# Rotation matrix vs regular matrix

Can you calculate eigenvalues and eigenvectors for rotation matrices the same way you would for a regular matrix?

If not, what has to be done differently?

Deveno
it don't see why not. the existence of real eigenvalues will depend on the angle of rotation (most angles will give complex eigenvalues).

chiro
The determinant of a rotation matrix should always be 1 (since it preserves length) so there should always be eigenvalues and eigenvectors that can be calculated given a rotation matrix.

Deveno
The determinant of a rotation matrix should always be 1 (since it preserves length) so there should always be eigenvalues and eigenvectors that can be calculated given a rotation matrix.

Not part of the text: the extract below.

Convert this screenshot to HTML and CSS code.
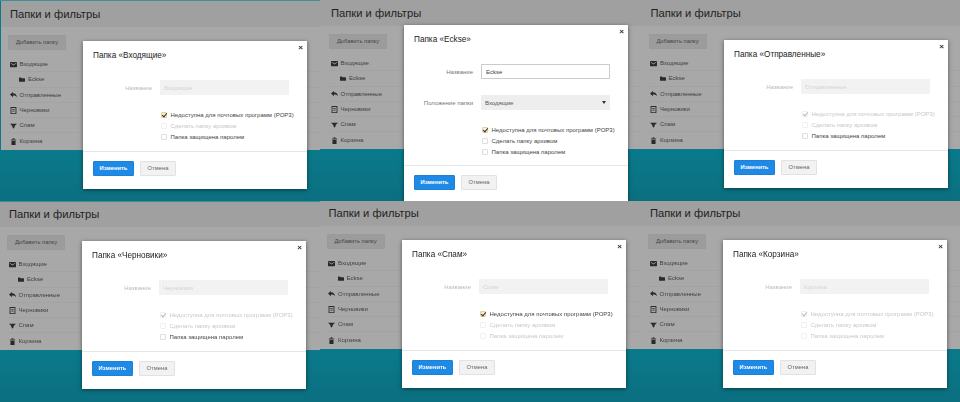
FILE: index.html
```html
<!DOCTYPE html>
<html lang="ru">
<head>
<meta charset="utf-8">
<title>Папки и фильтры</title>
<link rel="stylesheet" href="styles.css">
</head>
<body>
<svg class="defs" width="0" height="0" aria-hidden="true">
  <symbol id="i-mail" viewBox="0 0 12 12"><path fill="#2a2a2a" fill-rule="evenodd" d="M1 1.500h10a1 1 0 0 1 1 1v7a1 1 0 0 1-1 1H1a1 1 0 0 1-1-1v-7a1 1 0 0 1 1-1zm0 2.500 5 3.500L11 4V2.800L6 6 1 2.800z"/></symbol>
  <symbol id="i-folder" viewBox="0 0 12 12"><path fill="#2a2a2a" d="M0 3a1 1 0 0 1 1-1h3l1 1.300h6a1 1 0 0 1 1 1V9.500a1 1 0 0 1-1 1H1a1 1 0 0 1-1-1z"/></symbol>
  <symbol id="i-reply" viewBox="0 0 12 12"><path fill="#2a2a2a" d="M5 1.500 0 6l5 4.500V7.500c3 0 5 .5 7 3-.5-4-3-6.500-7-6.500z"/></symbol>
  <symbol id="i-draft" viewBox="0 0 12 12"><path fill="#2a2a2a" fill-rule="evenodd" d="M1 0h10v12H1zm1.500 1.500v9h7v-9zM4 3.500h4v1.200H4zm0 3h4v1.200H4z"/></symbol>
  <symbol id="i-spam" viewBox="0 0 12 12"><path fill="#2a2a2a" d="M0 3h12L8 7v1.500L6 11.500 4 8.500V7z"/></symbol>
  <symbol id="i-trash" viewBox="0 0 12 12"><path fill="#2a2a2a" d="M1.500 2.500h9v1.200h-9zm1 2h7V12h-7zM4.500 .5h3v1.500h-3z"/></symbol>
</svg>
<main class="sheet">

  <section class="shot shot-1">
    <div class="page">
      <h1 class="page-title">Папки и фильтры</h1>
      <div class="page-body">
        <button class="add-btn" type="button">Добавить папку</button>
        <ul class="folders">
          <li><svg class="fi"><use href="#i-mail"/></svg>Входящие</li>
          <li class="sub"><svg class="fi"><use href="#i-folder"/></svg>Eckse</li>
          <li><svg class="fi"><use href="#i-reply"/></svg>Отправленные</li>
          <li><svg class="fi"><use href="#i-draft"/></svg>Черновики</li>
          <li><svg class="fi"><use href="#i-spam"/></svg>Спам</li>
          <li><svg class="fi"><use href="#i-trash"/></svg>Корзина</li>
        </ul>
      </div>
    </div>
    <div class="modal">
      <span class="close">×</span>
      <h2 class="modal-title">Папка «Входящие»</h2>
      <div class="modal-form">
        <div class="field"><label class="lbl off">Название</label><div class="inp off">Входящие</div></div>
        <div class="checks">
          <div class="chk"><span class="box on"></span>Недоступна для почтовых программ (POP3)</div>
          <div class="chk off"><span class="box"></span>Сделать папку архивом</div>
          <div class="chk"><span class="box"></span>Папка защищена паролем</div>
        </div>
      </div>
      <div class="modal-foot"><button class="ok" type="button">Изменить</button><button class="no" type="button">Отмена</button></div>
    </div>
  </section>

  <section class="shot shot-2">
    <div class="page">
      <h1 class="page-title">Папки и фильтры</h1>
      <div class="page-body">
        <button class="add-btn" type="button">Добавить папку</button>
        <ul class="folders">
          <li><svg class="fi"><use href="#i-mail"/></svg>Входящие</li>
          <li class="sub"><svg class="fi"><use href="#i-folder"/></svg>Eckse</li>
          <li><svg class="fi"><use href="#i-reply"/></svg>Отправленные</li>
          <li><svg class="fi"><use href="#i-draft"/></svg>Черновики</li>
          <li><svg class="fi"><use href="#i-spam"/></svg>Спам</li>
          <li><svg class="fi"><use href="#i-trash"/></svg>Корзина</li>
        </ul>
      </div>
    </div>
    <div class="modal">
      <span class="close">×</span>
      <h2 class="modal-title">Папка «Eckse»</h2>
      <div class="modal-form modal-form-tall">
        <div class="field"><label class="lbl">Название</label><div class="inp live">Eckse</div></div>
        <div class="field"><label class="lbl">Положение папки</label><div class="inp sel">Входящие<span class="caret"></span></div></div>
        <div class="checks">
          <div class="chk"><span class="box on"></span>Недоступна для почтовых программ (POP3)</div>
          <div class="chk"><span class="box"></span>Сделать папку архивом</div>
          <div class="chk"><span class="box"></span>Папка защищена паролем</div>
        </div>
      </div>
      <div class="modal-foot"><button class="ok" type="button">Изменить</button><button class="no" type="button">Отмена</button></div>
    </div>
  </section>

  <section class="shot shot-3">
    <div class="page">
      <h1 class="page-title">Папки и фильтры</h1>
      <div class="page-body">
        <button class="add-btn" type="button">Добавить папку</button>
        <ul class="folders">
          <li><svg class="fi"><use href="#i-mail"/></svg>Входящие</li>
          <li class="sub"><svg class="fi"><use href="#i-folder"/></svg>Eckse</li>
          <li><svg class="fi"><use href="#i-reply"/></svg>Отправленные</li>
          <li><svg class="fi"><use href="#i-draft"/></svg>Черновики</li>
          <li><svg class="fi"><use href="#i-spam"/></svg>Спам</li>
          <li><svg class="fi"><use href="#i-trash"/></svg>Корзина</li>
        </ul>
      </div>
    </div>
    <div class="modal">
      <span class="close">×</span>
      <h2 class="modal-title">Папка «Отправленные»</h2>
      <div class="modal-form">
        <div class="field"><label class="lbl off">Название</label><div class="inp off">Отправленные</div></div>
        <div class="checks">
          <div class="chk off"><span class="box on off-on"></span>Недоступна для почтовых программ (POP3)</div>
          <div class="chk off"><span class="box"></span>Сделать папку архивом</div>
          <div class="chk"><span class="box"></span>Папка защищена паролем</div>
        </div>
      </div>
      <div class="modal-foot"><button class="ok" type="button">Изменить</button><button class="no" type="button">Отмена</button></div>
    </div>
  </section>

  <section class="shot shot-4">
    <div class="page">
      <h1 class="page-title">Папки и фильтры</h1>
      <div class="page-body">
        <button class="add-btn" type="button">Добавить папку</button>
        <ul class="folders">
          <li><svg class="fi"><use href="#i-mail"/></svg>Входящие</li>
          <li class="sub"><svg class="fi"><use href="#i-folder"/></svg>Eckse</li>
          <li><svg class="fi"><use href="#i-reply"/></svg>Отправленные</li>
          <li><svg class="fi"><use href="#i-draft"/></svg>Черновики</li>
          <li><svg class="fi"><use href="#i-spam"/></svg>Спам</li>
          <li><svg class="fi"><use href="#i-trash"/></svg>Корзина</li>
        </ul>
      </div>
    </div>
    <div class="modal">
      <span class="close">×</span>
      <h2 class="modal-title">Папка «Черновики»</h2>
      <div class="modal-form">
        <div class="field"><label class="lbl off">Название</label><div class="inp off">Черновики</div></div>
        <div class="checks">
          <div class="chk off"><span class="box on off-on"></span>Недоступна для почтовых программ (POP3)</div>
          <div class="chk off"><span class="box"></span>Сделать папку архивом</div>
          <div class="chk"><span class="box"></span>Папка защищена паролем</div>
        </div>
      </div>
      <div class="modal-foot"><button class="ok" type="button">Изменить</button><button class="no" type="button">Отмена</button></div>
    </div>
  </section>

  <section class="shot shot-5">
    <div class="page">
      <h1 class="page-title">Папки и фильтры</h1>
      <div class="page-body">
        <button class="add-btn" type="button">Добавить папку</button>
        <ul class="folders">
          <li><svg class="fi"><use href="#i-mail"/></svg>Входящие</li>
          <li class="sub"><svg class="fi"><use href="#i-folder"/></svg>Eckse</li>
          <li><svg class="fi"><use href="#i-reply"/></svg>Отправленные</li>
          <li><svg class="fi"><use href="#i-draft"/></svg>Черновики</li>
          <li><svg class="fi"><use href="#i-spam"/></svg>Спам</li>
          <li><svg class="fi"><use href="#i-trash"/></svg>Корзина</li>
        </ul>
      </div>
    </div>
    <div class="modal">
      <span class="close">×</span>
      <h2 class="modal-title">Папка «Спам»</h2>
      <div class="modal-form">
        <div class="field"><label class="lbl off">Название</label><div class="inp off">Спам</div></div>
        <div class="checks">
          <div class="chk"><span class="box on"></span>Недоступна для почтовых программ (POP3)</div>
          <div class="chk off"><span class="box"></span>Сделать папку архивом</div>
          <div class="chk off"><span class="box"></span>Папка защищена паролем</div>
        </div>
      </div>
      <div class="modal-foot"><button class="ok" type="button">Изменить</button><button class="no" type="button">Отмена</button></div>
    </div>
  </section>

  <section class="shot shot-6">
    <div class="page">
      <h1 class="page-title">Папки и фильтры</h1>
      <div class="page-body">
        <button class="add-btn" type="button">Добавить папку</button>
        <ul class="folders">
          <li><svg class="fi"><use href="#i-mail"/></svg>Входящие</li>
          <li class="sub"><svg class="fi"><use href="#i-folder"/></svg>Eckse</li>
          <li><svg class="fi"><use href="#i-reply"/></svg>Отправленные</li>
          <li><svg class="fi"><use href="#i-draft"/></svg>Черновики</li>
          <li><svg class="fi"><use href="#i-spam"/></svg>Спам</li>
          <li><svg class="fi"><use href="#i-trash"/></svg>Корзина</li>
        </ul>
      </div>
    </div>
    <div class="modal">
      <span class="close">×</span>
      <h2 class="modal-title">Папка «Корзина»</h2>
      <div class="modal-form">
        <div class="field"><label class="lbl off">Название</label><div class="inp off">Корзина</div></div>
        <div class="checks">
          <div class="chk off"><span class="box on off-on"></span>Недоступна для почтовых программ (POP3)</div>
          <div class="chk off"><span class="box"></span>Сделать папку архивом</div>
          <div class="chk off"><span class="box"></span>Папка защищена паролем</div>
        </div>
      </div>
      <div class="modal-foot"><button class="ok" type="button">Изменить</button><button class="no" type="button">Отмена</button></div>
    </div>
  </section>

</main>
</body>
</html>
```

FILE: styles.css
```css
* { box-sizing: border-box; }
html, body { margin: 0; padding: 0; }
body {
  width: 960px;
  height: 402px;
  overflow: hidden;
  background: #0b7687;
  font-family: "Liberation Sans", Arial, sans-serif;
  color: #333;
}
.defs { position: absolute; }
.sheet {
  display: grid;
  grid-template-columns: repeat(3, 320px);
  grid-template-rows: 201px 201px;
  filter: blur(.4px);
}
.shot {
  position: relative;
  overflow: hidden;
  background: linear-gradient(#0a7a8b 75%, #0b6f80);
}
.shot-1::before, .shot-4::before {
  content: "";
  position: absolute;
  inset: 0 0 auto;
  height: 1px;
  background: #3f8f9b;
}
.page {
  height: 150px;
  margin-top: var(--top);
  margin-left: var(--inset);
  background: #a8a8a8;
}
.shot-1 { --inset: 1px; --text: 9px; --top: 0px; }
.shot-2 { --inset: 0px; --text: 11px; --top: -1px; }
.shot-3 { --inset: 0px; --text: 10.500px; --top: -1px; }
.shot-4 { --inset: 0px; --text: 9px; --top: -1px; }
.shot-5 { --inset: 0px; --text: 8.500px; --top: -2px; }
.shot-6 { --inset: 0px; --text: 10px; --top: -2px; }
.page-title {
  margin: 0;
  height: 27px;
  padding-left: var(--text);
  background: #a0a0a0;
  font-size: 11.200px;
  font-weight: 400;
  line-height: 28px;
  color: #1f1f1f;
}
.page-body { padding: 8px 0 0 calc(var(--text) - 2px); }
.add-btn {
  display: block;
  width: 58px;
  height: 15px;
  padding: 0;
  border: 1px solid #9a9a9a;
  border-radius: 1px;
  background: #9c9c9c;
  font: 5.800px/13px "Liberation Sans", Arial, sans-serif;
  color: #444;
}
.folders {
  list-style: none;
  margin: 7px 0 0;
  padding: 0;
}
.folders li {
  display: flex;
  align-items: center;
  gap: 3px;
  height: 15.300px;
  padding-left: 1.500px;
  border-bottom: 1px solid #a3a3a3;
  font-size: 6px;
  color: #404040;
}
.folders li:last-child { border-bottom: 0; }
.folders .sub { padding-left: 11px; }
.fi { width: 7px; height: 7px; flex: none; }
.sub .fi { width: 6px; }
.modal {
  position: absolute;
  left: 83px;
  top: 41px;
  width: 224px;
  background: #fff;
  box-shadow: 0 1px 4px rgba(0, 0, 0, .5);
}
.shot-2 .modal { left: 84px; top: 25px; }
.shot-3 .modal { left: 84px; top: 40px; }
.shot-4 .modal { left: 82px; top: 40px; }
.shot-5 .modal { left: 82px; top: 39px; }
.shot-6 .modal { left: 83px; top: 39px; }
.close {
  position: absolute;
  right: 4px;
  top: 2px;
  font-size: 8px;
  line-height: 10px;
  font-weight: 700;
  color: #333;
}
.modal-title {
  margin: 0;
  padding: 9px 10px 0;
  height: 31px;
  font-size: 8.200px;
  font-weight: 400;
  line-height: 12px;
  color: #222;
}
.modal-form {
  height: 80px;
  padding-top: 8px;
  border-bottom: 1px solid #e6e6e6;
}
.modal-form-tall { height: 110px; }
.field {
  display: flex;
  align-items: center;
  gap: 8px;
  height: 15px;
  margin-bottom: 16px;
}
.lbl {
  width: 69px;
  text-align: right;
  font-size: 6px;
  color: #777;
}
.lbl.off { color: #bbb; }
.inp {
  display: flex;
  align-items: center;
  width: 129px;
  height: 15px;
  padding-left: 4px;
  font-size: 6px;
}
.inp.off { background: #f2f2f2; color: #d4d4d4; }
.inp.live { background: #fff; border: 1px solid #ccc; color: #444; }
.inp.sel { position: relative; background: #eee; color: #555; }
.caret {
  position: absolute;
  right: 4px;
  top: 6px;
  border: 2px solid transparent;
  border-top: 3px solid #333;
  border-bottom: 0;
}
.checks { margin-top: -2px; padding-left: 78px; }
.chk {
  display: flex;
  align-items: center;
  gap: 3.500px;
  height: 11px;
  font-size: 6px;
  color: #444;
}
.chk.off { color: #c8c8c8; }
.box {
  position: relative;
  flex: none;
  width: 6px;
  height: 6px;
  border: 1px solid #ddd;
  border-radius: 1px;
  background: #fff;
}
.chk.off .box { border-color: #f0f0f0; }
.box.on { background: #fbeacb; border-color: #e6cfa0; }
.box.on::after {
  content: "";
  position: absolute;
  left: 1px;
  top: -1px;
  width: 2px;
  height: 4px;
  border: solid #333;
  border-width: 0 1px 1px 0;
  transform: rotate(40deg);
}
.chk.off .box.off-on { background: #fff; border-color: #f0f0f0; }
.chk.off .box.off-on::after { border-color: #bbb; }
.modal-foot {
  display: flex;
  gap: 6px;
  padding: 9px 10px 13px;
}
.ok, .no {
  height: 15px;
  padding: 0;
  font: 5.800px/13px "Liberation Sans", Arial, sans-serif;
  border-radius: 1px;
}
.ok {
  width: 41px;
  border: 1px solid #1a80d8;
  background: #1e8ae6;
  color: #fff;
  font-weight: 700;
}
.no {
  width: 36px;
  border: 1px solid #e2e2e2;
  background: #f2f2f2;
  color: #666;
}
```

the characteristic polynomial of:

$$\begin{bmatrix}\cos\theta&-\sin\theta\\ \sin\theta&\cos\theta\end{bmatrix}$$

is:

$$x^2 - (2\cos\theta)x + 1$$

which has real solutions only when:

$$4\cos^2\theta - 4 \geq 0 \implies \cos\theta = \pm 1$$

for angles that aren't integer multiples of pi, this will lead to complex eigenvalues.

AlephZero
Homework Helper
the characteristic polynomial of:

$$\begin{bmatrix}\cos\theta&-\sin\theta\\ \sin\theta&\cos\theta\end{bmatrix}$$

is:

$$x^2 - (2\cos\theta)x + 1$$

... and the eigenvalues are $\cos\theta \pm i \sin\theta$. Now, I wonder what that fact might have to do with "rotation"...

chiro
the characteristic polynomial of:

$$\begin{bmatrix}\cos\theta&-\sin\theta\\ \sin\theta&\cos\theta\end{bmatrix}$$

is:

$$x^2 - (2\cos\theta)x + 1$$

which has real solutions only when:

$$4\cos^2\theta - 4 \geq 0 \implies \cos\theta = \pm 1$$

for angles that aren't integer multiples of pi, this will lead to complex eigenvalues.

What has that got to do with what I said?